→ Problem
Retype exactly what runs from the first line of the data to the line with "const content = ref('')", keeping both of those lines and skipping pictures.
*** Raw data
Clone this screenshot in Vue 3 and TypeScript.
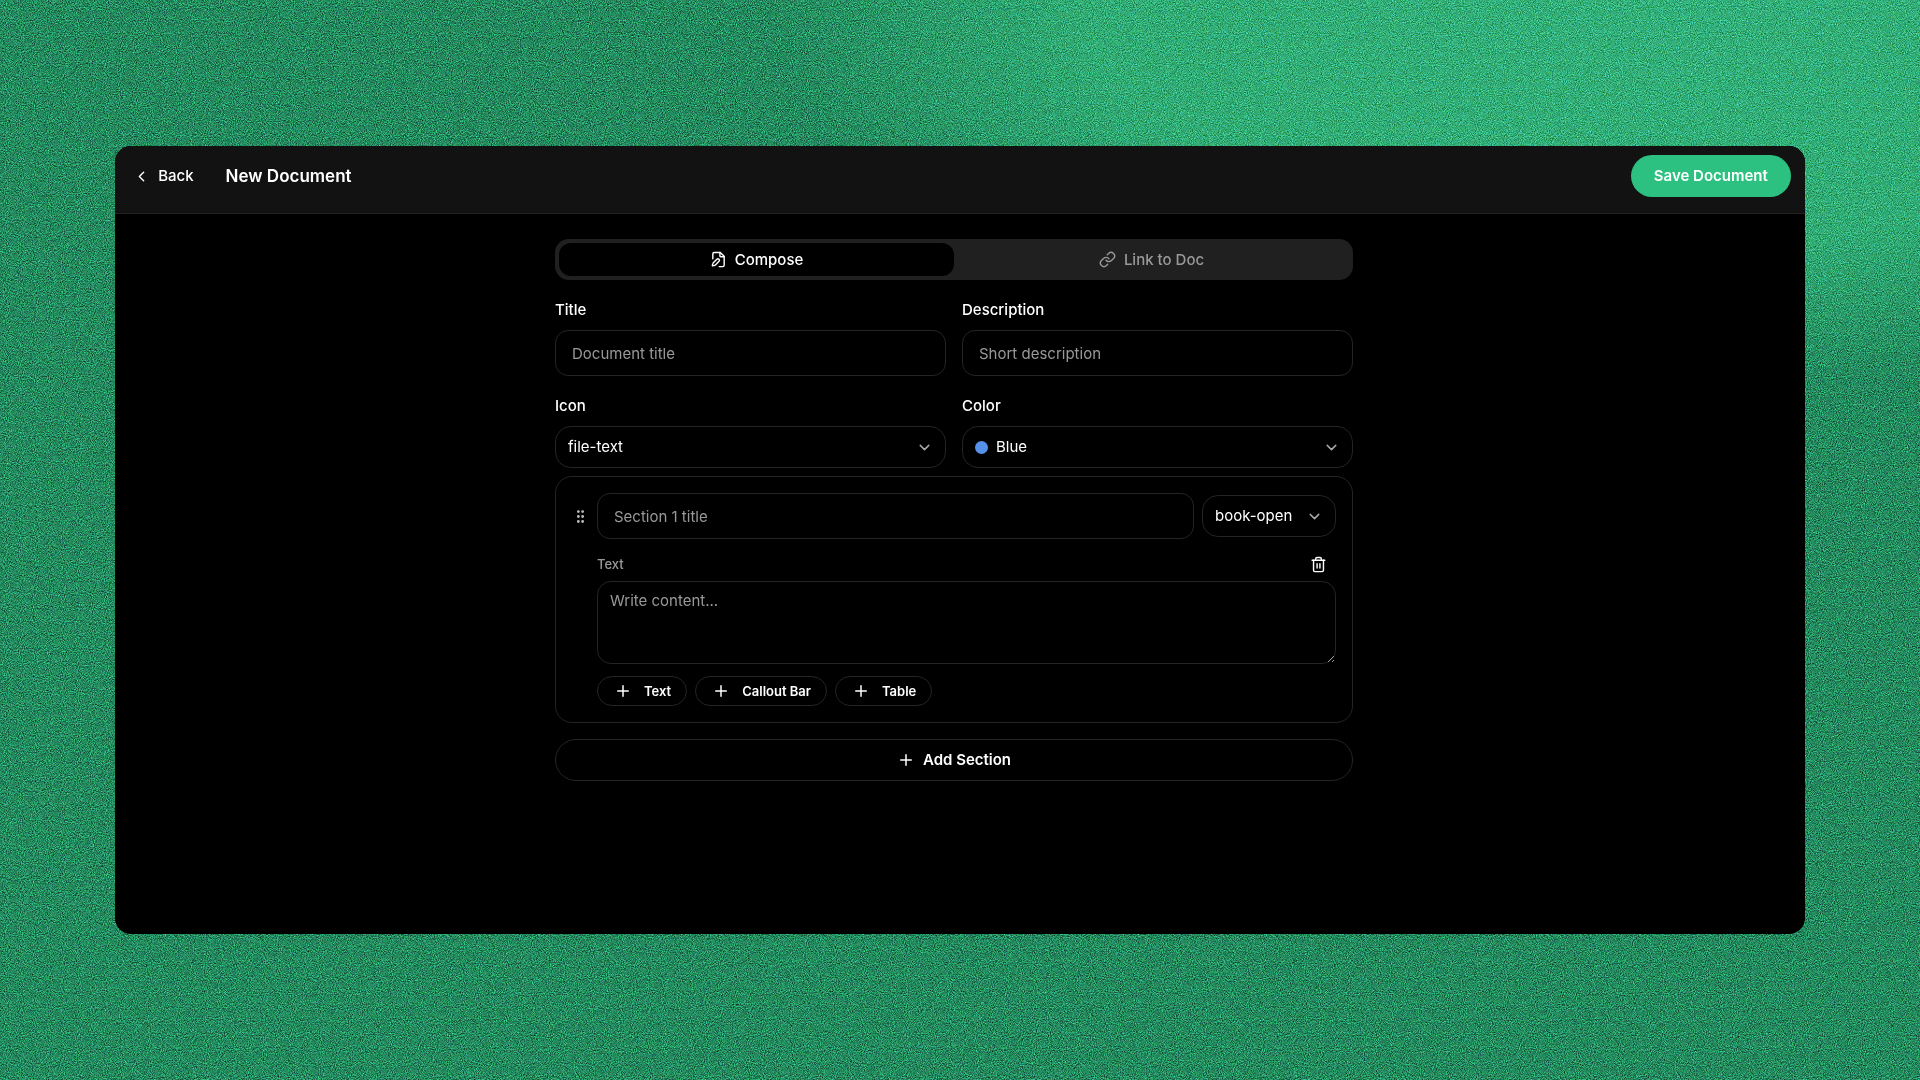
<script setup lang="ts">
import { ref } from 'vue'

type Tab = 'compose' | 'link'

const tab = ref<Tab>('compose')
const title = ref('')
const description = ref('')
const icon = ref('file-text')
const color = ref('Blue')
const sectionTitle = ref('')
const sectionIcon = ref('book-open')
const content = ref('')

const icons: string[] = ['file-text', 'book-open', 'folder', 'link']
const colors: Record<string, string> = {
  Blue: '#5590ea',
  Green: '#2cc180',
  Red: '#e5584f',
}
const blocks: string[] = ['Text', 'Callout Bar', 'Table']
</script>

<template>
  <div class="backdrop">
    <svg class="grain" aria-hidden="true">
      <filter id="grain" x="0" y="0" width="100%" height="100%" color-interpolation-filters="sRGB">
        <feTurbulence type="fractalNoise" baseFrequency="0.93" numOctaves="4" seed="4" />
        <feColorMatrix
          type="matrix"
          values="1.4 0 0 0 -0.23  0 1.4 0 0 -0.23  0 0 1.4 0 -0.23  0 0 0 0 1"
        />
        <feColorMatrix type="saturate" values="0.3" />
      </filter>
      <rect width="100%" height="100%" filter="url(#grain)" />
    </svg>

    <main class="window">
      <header class="topbar">
        <button type="button" class="back">
          <svg class="icon" viewBox="0 0 24 24"><path d="m15 18-6-6 6-6" /></svg>
          Back
        </button>
        <h1>New Document</h1>
        <button type="submit" form="document-form" class="save">Save Document</button>
      </header>

      <form id="document-form" class="form" @submit.prevent>
        <div class="tabs" role="tablist">
          <button
            type="button"
            role="tab"
            class="tab"
            :class="{ active: tab === 'compose' }"
            :aria-selected="tab === 'compose'"
            @click="tab = 'compose'"
          >
            <svg class="icon" viewBox="0 0 24 24">
              <path d="M14 2v5a1 1 0 0 0 1 1h5" />
              <path d="M4 11V4a2 2 0 0 1 2-2h8.500l5.500 5.500V20a2 2 0 0 1-2 2h-5" />
              <path
                d="M12.700 14.600a2 2 0 0 0-3-3l-5 5a2 2 0 0 0-.500.900l-.900 2.900a.5.5 0 0 0 .6.600l2.900-.800a2 2 0 0 0 .900-.500z"
              />
            </svg>
            Compose
          </button>
          <button
            type="button"
            role="tab"
            class="tab"
            :class="{ active: tab === 'link' }"
            :aria-selected="tab === 'link'"
            @click="tab = 'link'"
          >
            <svg class="icon" viewBox="0 0 24 24">
              <path d="M10 13a5 5 0 0 0 7.540.540l3-3a5 5 0 0 0-7.070-7.070l-1.720 1.710" />
              <path d="M14 11a5 5 0 0 0-7.540-.540l-3 3a5 5 0 0 0 7.070 7.070l1.710-1.710" />
            </svg>
            Link to Doc
          </button>
        </div>

        <div class="fields">
          <div class="field">
            <label for="title">Title</label>
            <input id="title" v-model="title" class="box" type="text" placeholder="Document title" />
          </div>
          <div class="field">
            <label for="description">Description</label>
            <input
              id="description"
              v-model="description"
              class="box"
              type="text"
              placeholder="Short description"
            />
          </div>
          <div class="field">
            <label for="icon">Icon</label>
            <div class="picker">
              <select id="icon" v-model="icon">
                <option v-for="name in icons" :key="name">{{ name }}</option>
              </select>
              <svg class="icon chevron" viewBox="0 0 24 24"><path d="m6 9 6 6 6-6" /></svg>
            </div>
          </div>
          <div class="field">
            <label for="color">Color</label>
            <div class="picker swatched">
              <span class="swatch" :style="{ background: colors[color] }"></span>
              <select id="color" v-model="color">
                <option v-for="(_, name) in colors" :key="name">{{ name }}</option>
              </select>
              <svg class="icon chevron" viewBox="0 0 24 24"><path d="m6 9 6 6 6-6" /></svg>
            </div>
          </div>
        </div>

        <section class="card">
          <div class="card-head">
            <svg class="icon grip" viewBox="0 0 24 24">
              <circle cx="9" cy="5" r="1" />
              <circle cx="9" cy="12" r="1" />
              <circle cx="9" cy="19" r="1" />
              <circle cx="15" cy="5" r="1" />
              <circle cx="15" cy="12" r="1" />
              <circle cx="15" cy="19" r="1" />
            </svg>
            <input
              v-model="sectionTitle"
              class="box"
              type="text"
              aria-label="Section 1 title"
              placeholder="Section 1 title"
            />
            <div class="picker small">
              <select v-model="sectionIcon" aria-label="Section icon">
                <option v-for="name in icons" :key="name">{{ name }}</option>
              </select>
              <svg class="icon chevron" viewBox="0 0 24 24"><path d="m6 9 6 6 6-6" /></svg>
            </div>
          </div>

          <div class="card-body">
            <div class="block-head">
              <label for="content">Text</label>
              <button type="button" class="trash" aria-label="Delete block">
                <svg class="icon" viewBox="0 0 24 24">
                  <path d="M3 6h18" />
                  <path d="M19 6v14a2 2 0 0 1-2 2H7a2 2 0 0 1-2-2V6" />
                  <path d="M8 6V4a2 2 0 0 1 2-2h4a2 2 0 0 1 2 2v2" />
                  <path d="M10 11v6M14 11v6" />
                </svg>
              </button>
            </div>
            <textarea id="content" v-model="content" placeholder="Write content..."></textarea>
            <div class="chips">
              <button v-for="block in blocks" :key="block" type="button" class="chip">
                <svg class="icon plus" viewBox="0 0 24 24"><path d="M5 12h14M12 5v14" /></svg>
                {{ block }}
              </button>
            </div>
          </div>
        </section>

        <button type="button" class="add">
          <svg class="icon plus" viewBox="0 0 24 24"><path d="M5 12h14M12 5v14" /></svg>
          Add Section
        </button>
      </form>
    </main>
  </div>
</template>

<style>
body {
  margin: 0;
  background: #27925f;
}
</style>

<style scoped>
.backdrop {
  position: relative;
  isolation: isolate;
  box-sizing: border-box;
  min-height: 100vh;
  padding: 146px 6%;
  display: flex;
  background:
    radial-gradient(ellipse 46% 36% at 86% 0, #36b482 0%, #34b07c 64%, transparent 100%),
    #269064;
  color: #fff;
  font-family: Inter, 'Liberation Sans', sans-serif;
  font-size: 15px;
  line-height: 20px;
}

.grain {
  position: absolute;
  inset: 0;
  z-index: -1;
  width: 100%;
  height: 100%;
  mix-blend-mode: overlay;
}

.window {
  flex: 1;
  min-width: 0;
  overflow: hidden;
  border-radius: 16px;
  background: #000;
}

button,
input,
select,
textarea {
  box-sizing: border-box;
  margin: 0;
  border: 0;
  background: none;
  color: inherit;
  font: inherit;
}

button {
  display: flex;
  align-items: center;
  justify-content: center;
  padding: 0;
  cursor: pointer;
}

.icon {
  flex: none;
  width: 17px;
  height: 17px;
  fill: none;
  stroke: currentColor;
  stroke-width: 2;
  stroke-linecap: round;
  stroke-linejoin: round;
}

.plus {
  width: 18px;
  height: 18px;
}

.topbar {
  display: flex;
  align-items: flex-start;
  box-sizing: border-box;
  height: 68px;
  padding: 9px 14px;
  border-bottom: 1px solid #222;
  background: #121212;
}

.back {
  gap: 8px;
  height: 42px;
  padding: 0 16px 0 4px;
  font-weight: 500;
}

h1 {
  flex: 1;
  margin: 0 0 0 16px;
  font-size: 17px;
  font-weight: 600;
  line-height: 42px;
}

.save {
  height: 42px;
  padding: 0 23px;
  border-radius: 21px;
  background: #2cc180;
  font-weight: 600;
}

.form {
  max-width: 798px;
  margin: 0 auto;
  padding: 25px 12px 40px 0;
}

.tabs {
  display: flex;
  height: 41px;
  box-sizing: border-box;
  padding: 4px;
  border-radius: 14px;
  background: #202020;
}

.tab {
  flex: 1;
  gap: 8px;
  border-radius: 12px;
  color: #999;
  font-weight: 500;
}

.tab.active {
  background: #000;
  color: #fff;
}

.fields {
  display: grid;
  grid-template-columns: 1fr 1fr;
  gap: 20px 16px;
  margin-top: 20px;
}

.field {
  display: flex;
  flex-direction: column;
  gap: 10px;
}

label {
  font-weight: 500;
}

.box {
  width: 100%;
  height: 46px;
  padding: 0 16px;
  border: 1px solid #242424;
  border-radius: 13px;
}

::placeholder {
  color: #999;
  opacity: 1;
}

.picker {
  position: relative;
  display: flex;
  align-items: center;
}

select {
  width: 100%;
  height: 42px;
  padding: 0 36px 0 12px;
  border: 1px solid #242424;
  border-radius: 16px;
  appearance: none;
}

option {
  background: #000;
}

.chevron {
  position: absolute;
  right: 13px;
  color: #aaa;
  pointer-events: none;
}

.swatch {
  position: absolute;
  left: 13px;
  width: 13px;
  height: 13px;
  border-radius: 50%;
}

.swatched select {
  padding-left: 33px;
}

.card {
  margin-top: 8px;
  padding: 16px;
  border: 1px solid #242424;
  border-radius: 17px;
}

.card-head {
  display: flex;
  align-items: center;
  gap: 8px;
}

.grip {
  color: #bbb;
}

.card-head .box {
  flex: 1;
  min-width: 0;
}

.small {
  flex: none;
  width: 134px;
}

.card-body {
  margin-left: 25px;
}

.block-head {
  display: flex;
  align-items: center;
  justify-content: space-between;
  height: 34px;
  padding: 8px 9px 0 0;
}

.block-head label {
  color: #999;
  font-size: 13px;
}

textarea {
  display: block;
  width: 100%;
  height: 83px;
  padding: 9px 12px;
  border: 1px solid #242424;
  border-radius: 14px;
  resize: vertical;
}

.chips {
  display: flex;
  gap: 8px;
  margin-top: 12px;
}

.chip {
  gap: 12px;
  height: 30px;
  padding: 0 15px 0 16px;
  border: 1px solid #242424;
  border-radius: 15px;
  font-size: 13px;
  font-weight: 600;
}

.add {
  gap: 8px;
  width: 100%;
  height: 42px;
  margin-top: 16px;
  border: 1px solid #242424;
  border-radius: 21px;
  font-weight: 600;
}
</style>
******
→ In response
Clone this screenshot in Vue 3 and TypeScript.
<script setup lang="ts">
import { ref } from 'vue'

type Tab = 'compose' | 'link'

const tab = ref<Tab>('compose')
const title = ref('')
const description = ref('')
const icon = ref('file-text')
const color = ref('Blue')
const sectionTitle = ref('')
const sectionIcon = ref('book-open')
const content = ref('')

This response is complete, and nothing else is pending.